■ **OBJECTIVE**: From the material below, list every line containing "page".

■ **Interface markup and scripts**:
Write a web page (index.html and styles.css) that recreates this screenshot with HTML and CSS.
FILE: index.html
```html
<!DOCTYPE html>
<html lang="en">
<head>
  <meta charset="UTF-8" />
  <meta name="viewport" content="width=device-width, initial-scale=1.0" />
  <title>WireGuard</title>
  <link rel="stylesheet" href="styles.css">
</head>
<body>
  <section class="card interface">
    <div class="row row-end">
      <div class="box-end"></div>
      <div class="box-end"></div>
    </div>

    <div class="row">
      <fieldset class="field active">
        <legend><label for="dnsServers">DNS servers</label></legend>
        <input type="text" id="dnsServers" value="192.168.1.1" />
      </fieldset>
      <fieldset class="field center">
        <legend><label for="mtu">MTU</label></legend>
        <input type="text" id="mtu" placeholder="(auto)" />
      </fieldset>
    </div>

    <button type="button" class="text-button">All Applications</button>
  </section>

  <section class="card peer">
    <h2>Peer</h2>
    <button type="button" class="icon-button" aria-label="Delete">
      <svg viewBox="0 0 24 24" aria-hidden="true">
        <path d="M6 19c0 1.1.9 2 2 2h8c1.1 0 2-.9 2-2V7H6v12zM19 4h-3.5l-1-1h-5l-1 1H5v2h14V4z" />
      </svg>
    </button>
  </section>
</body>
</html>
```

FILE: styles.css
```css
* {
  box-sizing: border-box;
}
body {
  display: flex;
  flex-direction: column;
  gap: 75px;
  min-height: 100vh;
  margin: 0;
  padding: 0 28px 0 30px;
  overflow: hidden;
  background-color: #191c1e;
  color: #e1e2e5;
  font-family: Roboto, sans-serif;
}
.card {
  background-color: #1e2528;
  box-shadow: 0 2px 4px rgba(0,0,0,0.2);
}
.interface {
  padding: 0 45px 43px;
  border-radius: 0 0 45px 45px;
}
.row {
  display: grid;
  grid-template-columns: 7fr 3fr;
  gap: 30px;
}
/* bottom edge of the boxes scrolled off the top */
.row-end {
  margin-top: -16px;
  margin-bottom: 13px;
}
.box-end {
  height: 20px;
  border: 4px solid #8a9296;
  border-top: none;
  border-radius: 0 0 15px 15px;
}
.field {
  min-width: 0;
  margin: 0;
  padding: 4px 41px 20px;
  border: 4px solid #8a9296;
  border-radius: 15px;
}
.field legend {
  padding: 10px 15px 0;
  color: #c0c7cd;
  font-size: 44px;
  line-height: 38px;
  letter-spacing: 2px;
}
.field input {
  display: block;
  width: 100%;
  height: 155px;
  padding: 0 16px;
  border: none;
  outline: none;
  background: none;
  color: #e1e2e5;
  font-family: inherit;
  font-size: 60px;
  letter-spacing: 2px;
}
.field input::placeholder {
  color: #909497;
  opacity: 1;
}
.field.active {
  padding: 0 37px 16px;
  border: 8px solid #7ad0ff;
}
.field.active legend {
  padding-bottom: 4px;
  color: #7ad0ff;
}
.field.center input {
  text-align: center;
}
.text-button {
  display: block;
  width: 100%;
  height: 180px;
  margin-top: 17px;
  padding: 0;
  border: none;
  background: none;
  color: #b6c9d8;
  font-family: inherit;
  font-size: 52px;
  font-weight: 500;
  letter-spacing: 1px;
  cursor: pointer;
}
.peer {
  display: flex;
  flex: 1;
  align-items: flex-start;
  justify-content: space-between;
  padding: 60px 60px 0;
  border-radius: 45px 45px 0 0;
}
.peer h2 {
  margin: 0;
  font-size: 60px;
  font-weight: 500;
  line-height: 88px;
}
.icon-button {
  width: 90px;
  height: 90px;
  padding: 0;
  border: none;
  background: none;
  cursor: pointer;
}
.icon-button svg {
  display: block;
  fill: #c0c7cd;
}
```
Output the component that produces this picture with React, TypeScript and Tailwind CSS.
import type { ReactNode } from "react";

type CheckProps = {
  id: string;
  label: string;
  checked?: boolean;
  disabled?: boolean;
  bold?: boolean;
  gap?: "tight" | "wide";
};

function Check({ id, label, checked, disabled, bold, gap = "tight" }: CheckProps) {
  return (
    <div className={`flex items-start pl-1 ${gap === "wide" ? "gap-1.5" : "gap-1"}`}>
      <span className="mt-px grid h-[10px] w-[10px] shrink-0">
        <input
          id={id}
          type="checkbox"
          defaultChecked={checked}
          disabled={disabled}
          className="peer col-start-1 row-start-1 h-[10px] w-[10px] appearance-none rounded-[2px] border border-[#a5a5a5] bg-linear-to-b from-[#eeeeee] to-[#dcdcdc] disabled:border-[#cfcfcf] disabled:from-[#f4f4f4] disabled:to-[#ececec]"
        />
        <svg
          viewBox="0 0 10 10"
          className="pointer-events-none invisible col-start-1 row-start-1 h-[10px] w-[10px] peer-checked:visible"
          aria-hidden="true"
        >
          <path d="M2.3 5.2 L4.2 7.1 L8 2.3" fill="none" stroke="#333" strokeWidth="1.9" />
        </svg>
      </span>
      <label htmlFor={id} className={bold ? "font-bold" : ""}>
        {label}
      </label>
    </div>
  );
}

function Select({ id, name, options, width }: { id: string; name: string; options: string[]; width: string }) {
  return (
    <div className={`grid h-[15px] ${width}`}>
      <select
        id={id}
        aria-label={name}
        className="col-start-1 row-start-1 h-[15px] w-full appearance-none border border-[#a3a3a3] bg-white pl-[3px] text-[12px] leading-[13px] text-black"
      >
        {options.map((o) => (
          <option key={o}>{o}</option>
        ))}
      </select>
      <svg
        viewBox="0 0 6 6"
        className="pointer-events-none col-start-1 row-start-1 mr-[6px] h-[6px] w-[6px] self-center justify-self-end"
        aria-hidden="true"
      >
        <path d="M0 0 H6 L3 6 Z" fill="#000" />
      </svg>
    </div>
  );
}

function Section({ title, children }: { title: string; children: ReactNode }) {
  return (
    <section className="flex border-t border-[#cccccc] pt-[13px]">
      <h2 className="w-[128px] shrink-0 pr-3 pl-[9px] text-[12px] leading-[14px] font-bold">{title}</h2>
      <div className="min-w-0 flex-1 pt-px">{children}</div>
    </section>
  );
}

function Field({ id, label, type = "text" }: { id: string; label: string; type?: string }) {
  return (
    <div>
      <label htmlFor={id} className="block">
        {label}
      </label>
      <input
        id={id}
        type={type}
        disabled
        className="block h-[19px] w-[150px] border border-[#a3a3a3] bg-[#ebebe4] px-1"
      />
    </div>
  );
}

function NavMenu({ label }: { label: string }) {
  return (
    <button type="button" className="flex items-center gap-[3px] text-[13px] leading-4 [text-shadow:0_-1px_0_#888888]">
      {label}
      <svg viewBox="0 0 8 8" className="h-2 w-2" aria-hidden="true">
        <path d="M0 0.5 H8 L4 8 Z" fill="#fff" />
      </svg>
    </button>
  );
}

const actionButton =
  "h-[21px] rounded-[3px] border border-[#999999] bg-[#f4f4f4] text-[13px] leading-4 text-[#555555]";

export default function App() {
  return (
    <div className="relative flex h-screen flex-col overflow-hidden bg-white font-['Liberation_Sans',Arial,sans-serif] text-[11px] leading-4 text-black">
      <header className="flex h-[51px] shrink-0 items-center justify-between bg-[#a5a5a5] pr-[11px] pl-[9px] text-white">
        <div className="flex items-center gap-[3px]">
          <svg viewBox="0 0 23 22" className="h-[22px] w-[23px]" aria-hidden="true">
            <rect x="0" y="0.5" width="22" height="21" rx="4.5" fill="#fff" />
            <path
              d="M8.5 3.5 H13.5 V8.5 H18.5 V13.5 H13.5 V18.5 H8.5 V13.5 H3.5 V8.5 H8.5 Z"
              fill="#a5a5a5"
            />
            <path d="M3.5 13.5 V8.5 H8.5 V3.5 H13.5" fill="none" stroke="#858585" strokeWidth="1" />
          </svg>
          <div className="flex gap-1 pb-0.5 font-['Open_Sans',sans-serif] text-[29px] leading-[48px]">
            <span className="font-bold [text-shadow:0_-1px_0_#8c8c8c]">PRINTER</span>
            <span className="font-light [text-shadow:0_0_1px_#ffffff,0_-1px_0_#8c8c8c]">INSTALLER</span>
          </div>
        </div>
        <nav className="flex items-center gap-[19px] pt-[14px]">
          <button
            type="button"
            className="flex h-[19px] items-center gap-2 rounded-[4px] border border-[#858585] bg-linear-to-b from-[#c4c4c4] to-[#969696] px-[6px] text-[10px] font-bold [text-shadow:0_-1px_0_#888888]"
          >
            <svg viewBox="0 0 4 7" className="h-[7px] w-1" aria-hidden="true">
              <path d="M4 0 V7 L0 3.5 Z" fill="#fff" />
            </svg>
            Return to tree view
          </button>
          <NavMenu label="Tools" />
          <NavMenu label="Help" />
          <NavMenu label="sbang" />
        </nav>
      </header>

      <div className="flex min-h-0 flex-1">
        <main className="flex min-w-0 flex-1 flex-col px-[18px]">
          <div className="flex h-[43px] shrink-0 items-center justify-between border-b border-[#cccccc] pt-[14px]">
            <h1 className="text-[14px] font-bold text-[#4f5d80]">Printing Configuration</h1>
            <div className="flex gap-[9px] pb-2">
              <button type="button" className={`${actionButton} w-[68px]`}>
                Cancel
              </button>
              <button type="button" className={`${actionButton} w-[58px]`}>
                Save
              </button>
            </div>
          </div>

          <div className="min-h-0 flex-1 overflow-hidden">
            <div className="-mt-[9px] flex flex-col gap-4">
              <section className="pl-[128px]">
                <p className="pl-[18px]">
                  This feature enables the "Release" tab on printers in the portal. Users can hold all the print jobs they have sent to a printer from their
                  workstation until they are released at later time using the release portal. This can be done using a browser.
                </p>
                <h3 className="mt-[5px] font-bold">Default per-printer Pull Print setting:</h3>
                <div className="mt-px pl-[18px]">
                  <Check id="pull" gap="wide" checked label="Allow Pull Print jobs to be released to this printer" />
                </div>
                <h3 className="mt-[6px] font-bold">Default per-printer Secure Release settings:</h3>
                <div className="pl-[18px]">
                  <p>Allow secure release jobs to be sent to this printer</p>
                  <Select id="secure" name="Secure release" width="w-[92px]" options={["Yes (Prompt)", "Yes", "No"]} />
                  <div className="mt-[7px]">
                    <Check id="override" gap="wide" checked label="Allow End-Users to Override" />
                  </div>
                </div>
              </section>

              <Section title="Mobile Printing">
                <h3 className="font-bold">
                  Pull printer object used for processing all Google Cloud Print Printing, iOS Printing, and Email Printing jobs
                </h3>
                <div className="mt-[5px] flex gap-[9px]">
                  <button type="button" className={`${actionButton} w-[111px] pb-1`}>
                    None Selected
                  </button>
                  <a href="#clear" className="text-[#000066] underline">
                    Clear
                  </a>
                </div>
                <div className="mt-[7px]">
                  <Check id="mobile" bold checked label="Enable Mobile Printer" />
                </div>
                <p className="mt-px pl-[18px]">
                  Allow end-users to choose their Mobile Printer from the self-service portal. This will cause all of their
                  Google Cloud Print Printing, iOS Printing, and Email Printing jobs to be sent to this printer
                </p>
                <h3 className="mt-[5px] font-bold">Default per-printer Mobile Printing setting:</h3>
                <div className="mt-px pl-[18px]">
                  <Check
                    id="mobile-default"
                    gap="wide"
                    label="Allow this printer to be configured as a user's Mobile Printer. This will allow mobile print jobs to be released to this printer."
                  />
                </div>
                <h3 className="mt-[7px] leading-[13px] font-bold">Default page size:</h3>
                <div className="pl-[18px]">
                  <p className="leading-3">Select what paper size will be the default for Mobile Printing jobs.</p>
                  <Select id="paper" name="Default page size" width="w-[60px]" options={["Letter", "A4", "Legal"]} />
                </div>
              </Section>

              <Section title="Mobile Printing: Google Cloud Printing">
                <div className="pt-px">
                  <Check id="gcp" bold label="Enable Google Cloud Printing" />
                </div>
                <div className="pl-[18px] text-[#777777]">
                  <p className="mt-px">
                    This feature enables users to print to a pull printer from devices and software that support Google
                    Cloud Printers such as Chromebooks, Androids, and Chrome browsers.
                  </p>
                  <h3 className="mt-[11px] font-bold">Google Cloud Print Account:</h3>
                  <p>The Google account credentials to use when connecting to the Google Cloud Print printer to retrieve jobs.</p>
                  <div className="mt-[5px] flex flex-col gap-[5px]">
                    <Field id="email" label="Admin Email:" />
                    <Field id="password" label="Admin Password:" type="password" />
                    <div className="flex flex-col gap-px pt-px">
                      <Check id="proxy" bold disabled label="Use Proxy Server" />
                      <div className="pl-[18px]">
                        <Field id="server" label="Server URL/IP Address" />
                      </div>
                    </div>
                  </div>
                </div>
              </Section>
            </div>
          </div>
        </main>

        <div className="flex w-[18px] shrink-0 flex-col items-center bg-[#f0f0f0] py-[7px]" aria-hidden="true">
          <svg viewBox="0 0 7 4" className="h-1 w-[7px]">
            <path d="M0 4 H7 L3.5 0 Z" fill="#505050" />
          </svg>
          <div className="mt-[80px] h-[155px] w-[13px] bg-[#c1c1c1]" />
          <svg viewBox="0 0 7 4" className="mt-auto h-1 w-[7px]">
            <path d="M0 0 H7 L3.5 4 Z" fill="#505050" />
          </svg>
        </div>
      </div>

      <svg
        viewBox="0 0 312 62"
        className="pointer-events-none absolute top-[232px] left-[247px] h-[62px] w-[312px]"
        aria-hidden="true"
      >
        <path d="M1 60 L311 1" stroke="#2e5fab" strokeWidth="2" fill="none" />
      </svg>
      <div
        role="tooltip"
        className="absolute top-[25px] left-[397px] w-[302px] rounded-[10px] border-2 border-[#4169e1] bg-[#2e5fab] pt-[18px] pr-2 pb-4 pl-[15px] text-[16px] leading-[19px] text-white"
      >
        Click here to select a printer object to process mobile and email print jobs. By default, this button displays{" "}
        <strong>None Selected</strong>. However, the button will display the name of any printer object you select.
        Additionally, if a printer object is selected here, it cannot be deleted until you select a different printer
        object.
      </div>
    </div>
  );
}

■ **RESPONSE TO THIS TASK**:
Write a web page (index.html and styles.css) that recreates this screenshot with HTML and CSS.
                <h3 className="mt-[7px] leading-[13px] font-bold">Default page size:</h3>
                  <Select id="paper" name="Default page size" width="w-[60px]" options={["Letter", "A4", "Legal"]} />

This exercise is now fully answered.